To get the best in a trade-up, teams basically need to think they know something that 31 others don't, which will rarely be the case. Once teams accept that they just don't know as much as they think they do, it will become easier to recognize the dangers of trading up and the value of maximizing draft picks.

Put another way, consider two dart throwers, one with zero skill and one with perfect skill. The first has a low probability of hitting a bull's-eye on a given throw, so he wants as many darts as possible. The latter can hit a bull's-eye every time, so if that's the goal, he needs only one dart. 

NFL teams have been acting as though they're perfect (or near-perfect) dart throwers.

When they realize that there's just a whole lot more uncertainty involved in the process—that the market itself forces them into being low-skill dart throwers—they'll act differently, maximizing opportunities and minimizing cost.

Understanding Public Perception

Before diving into some 2014 prospects the Cowboys might consider in a first-round trade-down, it's important to understand that trading down isn't inherently valuable; rather, it's simply valuable in general because the cost of trading up is so high.

If teams received less compensation for trading down, it might no longer be worth it.

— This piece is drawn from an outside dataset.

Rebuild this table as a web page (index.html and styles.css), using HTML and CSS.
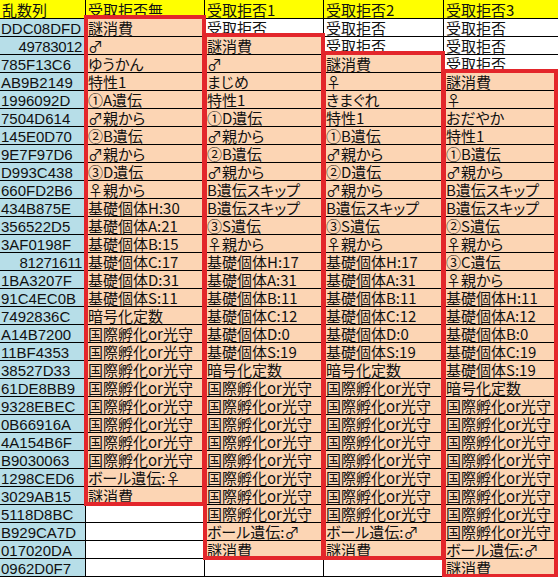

It's all about the cost and expectation.

Last year, the 'Boys received a third-round pick for a trade that should have normally resulted in second-round compensation. There are two ways to look at this. One is that the Cowboys still got a good deal because the expected production exceeded the cost of moving down.

That is, although the traditional trade chart said they should have gotten more, actual historic player production suggests they did fine.

The other way to look at it is that you're always getting a bad deal if you obtain less compensation than you could have. Game theory is a central concept here; the Cowboys need to understand how other teams think and behave to maximize their own value.

Knowing that other teams still typically use the Jimmy Johnson chart, you could argue the Cowboys got a good trade only if the compensation they received was truly the maximum they could have gotten in that situation, which is highly debatable.

Thus, the Cowboys should really be using two trade charts: one with actual value for trading up (when they want to account for uncertainty) and one with perceived value for trading down (when they need to maximize their return).

Options for Dallas in 2014 First-Round Trade-Down

With so many different scenarios involved with any draft, we can't really say right now if it will definitely be in the Cowboys' best interest to trade down from the middle of the first round.

But things sure are shaping up to appear that way. Assuming Dallas pulls off a trade similar to that of 2013, here are a few prospects who might be late-first-round candidates for them:

  • Defensive ends Trent Murphy (Stanford) and Scott Crichton (Oregon State)

There's a good chance that the Cowboys will draft a defensive lineman in the first round, in which case it seems like they can easily reproduce the production they'd acquire from their current pick with a later selection.

Missouri defensive end Kony Ealy is the only end who is projected to go in the middle of the first round, but the fact that he had only 12.5 career sacks in three seasons should scare away Dallas.

  • Defensive tackles Timmy Jernigan (Florida State) and Aaron Donald (Pittsburgh)

While you could argue the Cowboys might need to reach on a defensive end if they trade down in the first round, that's probably not the case at defensive tackle.

While Jernigan and Donald could both go before the back of the first round, chances are that one will still be available and offer value.

  • Wide receiver Allen Robinson (Penn State)

I've already written that the Cowboys need to add a receiver, and Robinson was one player I felt could be worth targeting.

One of the benefits of trading down in the first round is that you're in a better position to select a high-upside player as opposed to taking what you think is "the sure thing."

The value of Robinson in this scenario wouldn't be just Robinson vs. the original first-round pick, but rather Robinson plus additional compensation (hopefully a second-rounder).

Either way, NFL teams display dramatic errors in the way they value wide receivers, and Robinson has everything you could want in a prospect: youth, size and college production. He's a top-10 talent (yes, top 10) who might not even go in the first round.